And then he waited. And waited. And waited.
Republican challenger Rick Ellsworth won by 20 votes, unseating the one-term incumbent. His cheap model for monitoring more than 100 prisoners with one sick guard set up a weeklong fugitive caper that embarrassed one state and terrorized two last fall. His mismanagement forced a change in state policy; Gov. Jon Huntsman Jr. summarily yanked dangerous state prisoners from county jails, replacing them with lower-risk inmates.
Then, finally, 16 months later, Campbell got his answer:
Turns out 9 percent of the 600 Daggett County voters who put Ellsworth barely over the top were frauds. Fifty-one people registered and voted illegally in that 2006 race - 14 listed Ellsworth's parents' address and at least three share his last name. They face up to a year in jail and $2,500 fines.
But Ellsworth will continue in office. Investigators could not find any proof that he masterminded the scheme. No one knows who the carpetbaggers voted for. And the deadline for challenging the results passed a year ago. Ellsworth will finish out his four-year term, unscathed.
"I'm done with it," says Campbell. "I realize that nothing will come out of this that will change the election."

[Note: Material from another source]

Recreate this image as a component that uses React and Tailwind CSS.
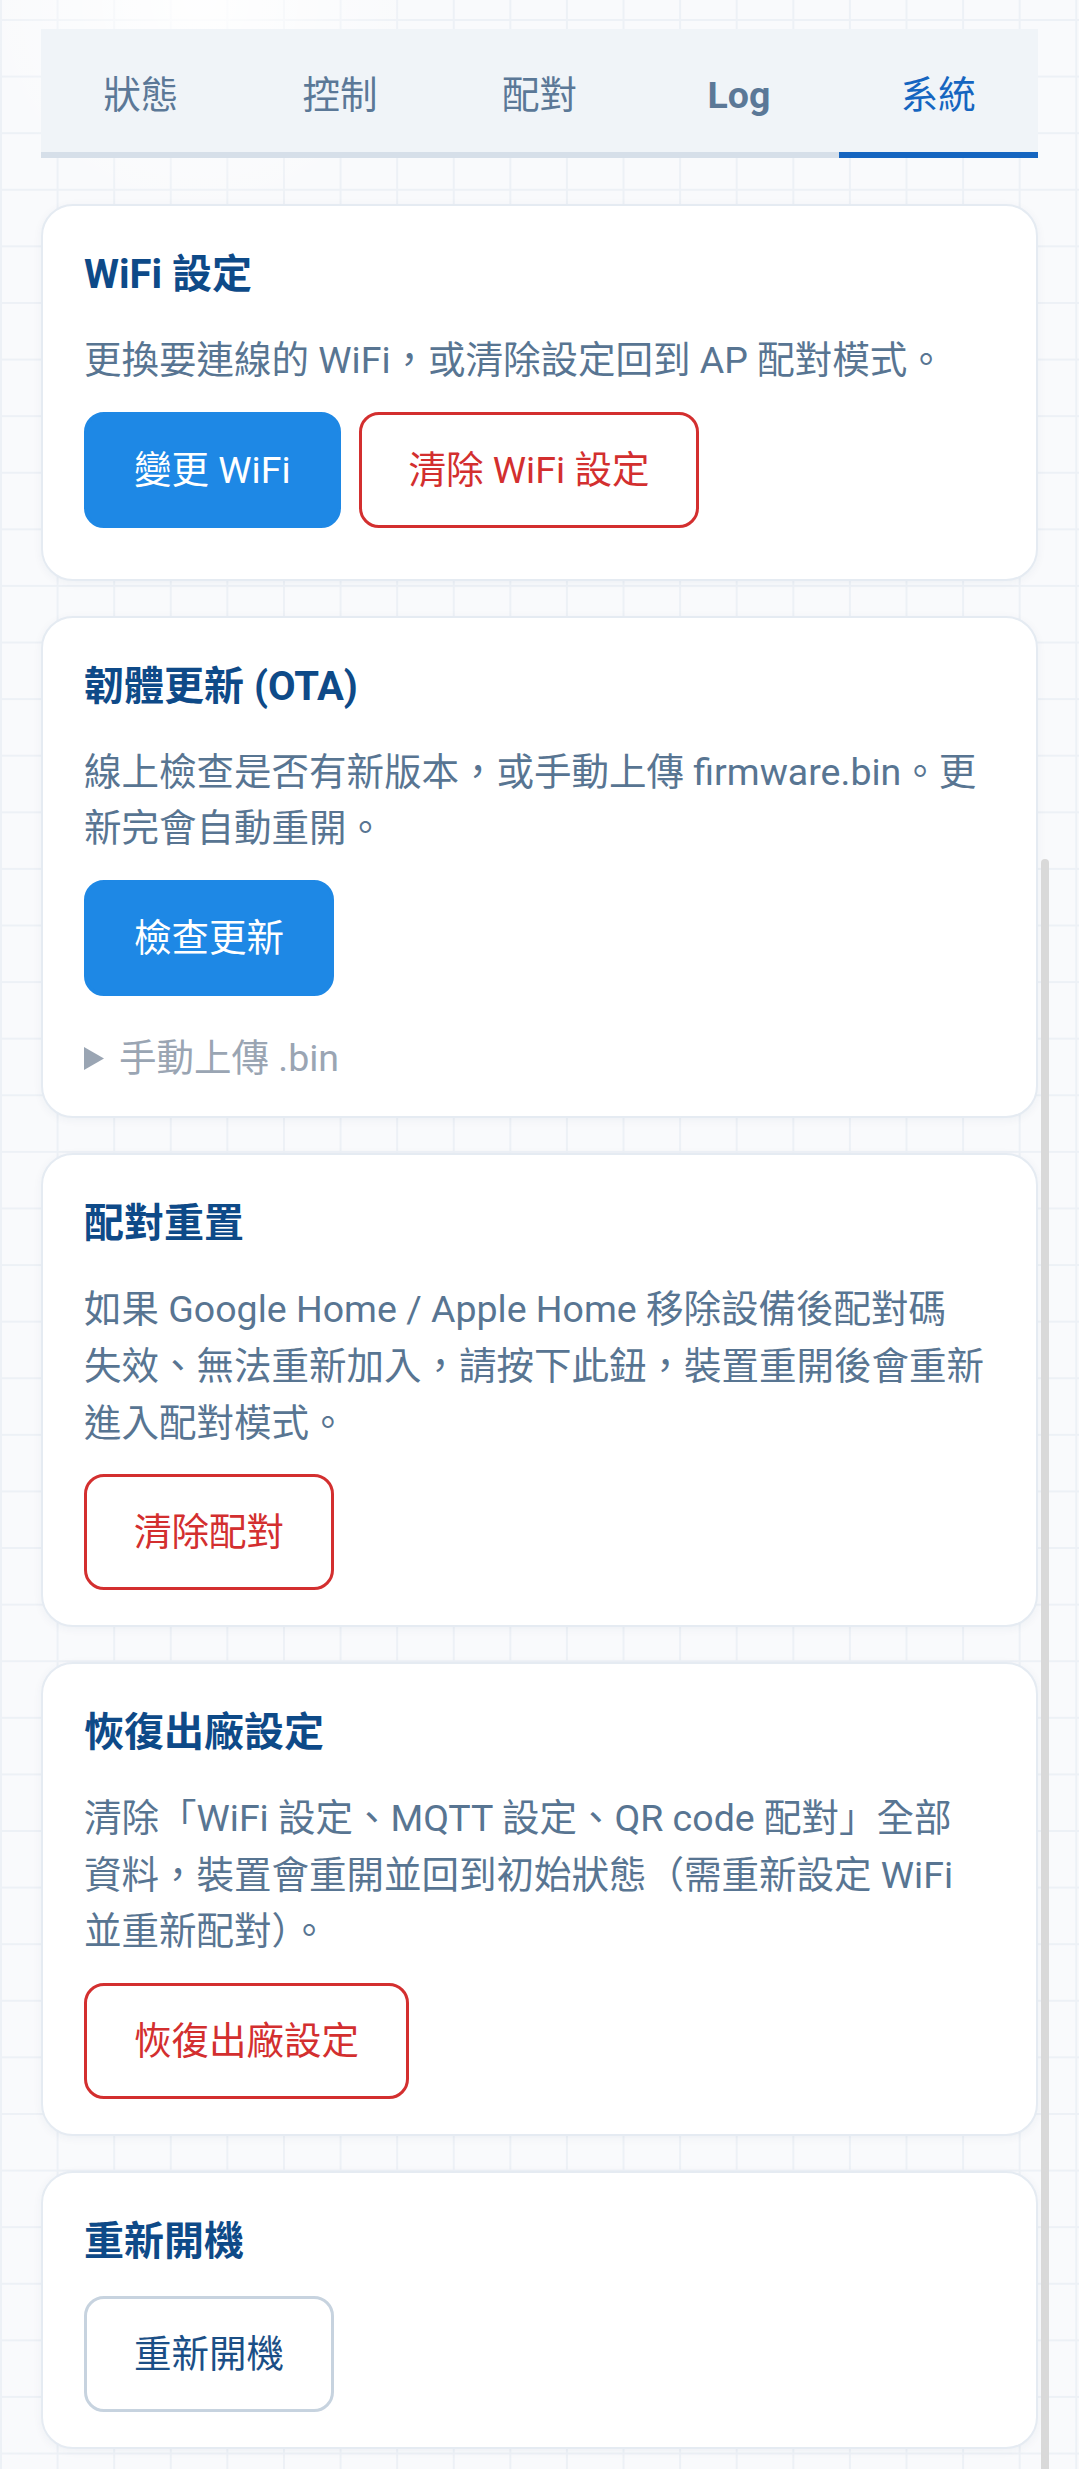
import React, { useState } from "react";

const TABS = ["狀態", "控制", "配對", "Log", "系統"];

const FONT = "font-['Roboto','Noto_Sans_CJK_TC',sans-serif]";

function Tabs({ active, onChange }) {
  return (
    <div className="flex h-[129px] bg-[#f0f4f8]">
      {TABS.map((t) => {
        const on = t === active;
        return (
          <button
            key={t}
            onClick={() => onChange(t)}
            className={
              "flex-1 flex items-center justify-center pt-[9px] text-[37.5px] border-b-[6px] " +
              (on
                ? "border-[#1565c0] text-[#1565c0]"
                : "border-[#d6dfe9] text-[#5b7897]") +
              (t === "Log" ? " font-bold" : "")
            }
          >
            {t}
          </button>
        );
      })}
    </div>
  );
}

function Card({ title, children, className = "" }) {
  return (
    <section
      className={
        "rounded-[32px] border-2 border-[#e5ebf2] bg-white px-[41px] pt-[43px] shadow-[0_2px_10px_rgba(20,50,90,0.05)] " +
        className
      }
    >
      <h2 className="text-[40px] leading-[52px] font-bold text-[#0e4a88]">
        {title}
      </h2>
      {children}
    </section>
  );
}

const Desc = ({ children }) => (
  <p className="mt-[31px] text-[37.5px] leading-[56.6px] text-[#587592]">
    {children}
  </p>
);

const btnBase =
  "rounded-[20px] border-[3px] px-[47px] py-[33px] text-[37.5px] leading-[44px]";

const PrimaryBtn = ({ children }) => (
  <button className={btnBase + " border-[#1e88e5] bg-[#1e88e5] text-white"}>
    {children}
  </button>
);

const DangerBtn = ({ children }) => (
  <button className={btnBase + " border-[#d32f2f] bg-white text-[#d32f2f]"}>
    {children}
  </button>
);

const PlainBtn = ({ children }) => (
  <button className={btnBase + " border-[#c7d3df] bg-white text-[#1b4f86]"}>
    {children}
  </button>
);

export default function App() {
  const [tab, setTab] = useState("系統");

  return (
    <div
      className={
        FONT +
        " relative h-screen w-full overflow-hidden bg-[#f9fafc] bg-[radial-gradient(circle_at_200px_0px,rgba(255,255,255,0.9),transparent_220px),linear-gradient(#edf1f6_2px,transparent_2px),linear-gradient(90deg,#edf1f6_2px,transparent_2px)] bg-[size:100%_100%,56.6px_56.6px,56.6px_56.6px] bg-[position:0_0,0_19px,0_19px]"
      }
    >
      <div className="px-[41px] pt-[29px]">
        <Tabs active={tab} onChange={setTab} />

        <div className="mt-[46px] flex flex-col gap-[35px]">
          <Card title="WiFi 設定" className="pb-[51px]">
            <Desc>更換要連線的 WiFi，或清除設定回到 AP 配對模式。</Desc>
            <div className="mt-[23px] flex gap-[18px]">
              <PrimaryBtn>變更 WiFi</PrimaryBtn>
              <DangerBtn>清除 WiFi 設定</DangerBtn>
            </div>
          </Card>

          <Card title="韌體更新 (OTA)" className="pb-[30px]">
            <Desc>
              線上檢查是否有新版本，或手動上傳 firmware.bin。更
              <br />
              新完會自動重開。
            </Desc>
            <div className="mt-[23px] flex">
              <PrimaryBtn>檢查更新</PrimaryBtn>
            </div>
            <details className="mt-[34px] text-[37.5px] leading-[56.6px] text-[#9aa5b3]">
              <summary className="flex list-none items-center gap-[15px] [&::-webkit-details-marker]:hidden">
                <svg width="20" height="23" viewBox="0 0 20 23" className="shrink-0">
                  <polygon points="0,0 20,11.5 0,23" fill="#9aa5b3" />
                </svg>
                <span>手動上傳 .bin</span>
              </summary>
            </details>
          </Card>

          <Card title="配對重置" className="pb-[35px]">
            <Desc>
              如果 Google Home / Apple Home 移除設備後配對碼
              <br />
              失效、無法重新加入，請按下此鈕，裝置重開後會重新
              <br />
              進入配對模式。
            </Desc>
            <div className="mt-[23px] flex">
              <DangerBtn>清除配對</DangerBtn>
            </div>
          </Card>

          <Card title="恢復出廠設定" className="pb-[35px]">
            <Desc>
              清除「WiFi 設定、MQTT 設定、QR code 配對」全部
              <br />
              資料，裝置會重開並回到初始狀態（需重新設定 WiFi
              <br />
              並重新配對）。
            </Desc>
            <div className="mt-[23px] flex">
              <DangerBtn>恢復出廠設定</DangerBtn>
            </div>
          </Card>

          <Card title="重新開機" className="pb-[35px]">
            <div className="mt-[28px] flex">
              <PlainBtn>重新開機</PlainBtn>
            </div>
          </Card>
        </div>
      </div>

      {/* overlay scroll thumb */}
      <div className="absolute left-[1041px] top-[859px] bottom-0 w-[8px] rounded-t-full bg-[#d9d9d9]" />
    </div>
  );
}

The people responsible for safeguarding Utah elections - Herbert and his staff - say there is nothing they can do. They're hamstrung by time and the limits of Utah law.
But the way they handled Campbell's original complaint makes me wonder if they didn't already do a favor for a fellow Republican.
Campbell remembers first calling Attorney General Mark Shurtleff's office that October, after a dramatic 200-voter increase in the Daggett County rolls. He was told to file a complaint with Herbert. And he says he did, notarizing his analysis of the county's questionable population growth and mailing it before the election. His complaint didn't make it back to the Attorney General's office until two months later - after Ellsworth had won and just weeks before the deadline for challenging
his victory.
Wednesday, Campbell declined to give me a copy. Every time a news story about the stacked election appears, his neighbors blame him for keeping the county's shame alive.
"It's his word against mine," says Herbert Chief of Staff and damage controller Joe Demma. "We get dozens of complaints every election. We're not the police. We are in charge of administering election law. The attorney general is in charge of enforcing the laws. We always immediately direct complaints to the attorney general."
As of Wednesday, Demma says, "I have not seen such a thing" as Campbell's written report.
Attorney general spokesman Paul Murphy says investigators in Shurtleff's office started work on the case as soon as they got it - in December 2006. It took another year to wrap up.
State Democratic Party Director Todd Taylor says the voters who illegally cast their ballots in Daggett County should serve time. And Ellsworth should step down and run again.
"If he were an honorable person, knowing full well that he gained the office illegally, he would step aside and run for re-election this year in a fair contest," Taylor says. "There is a way to make it right."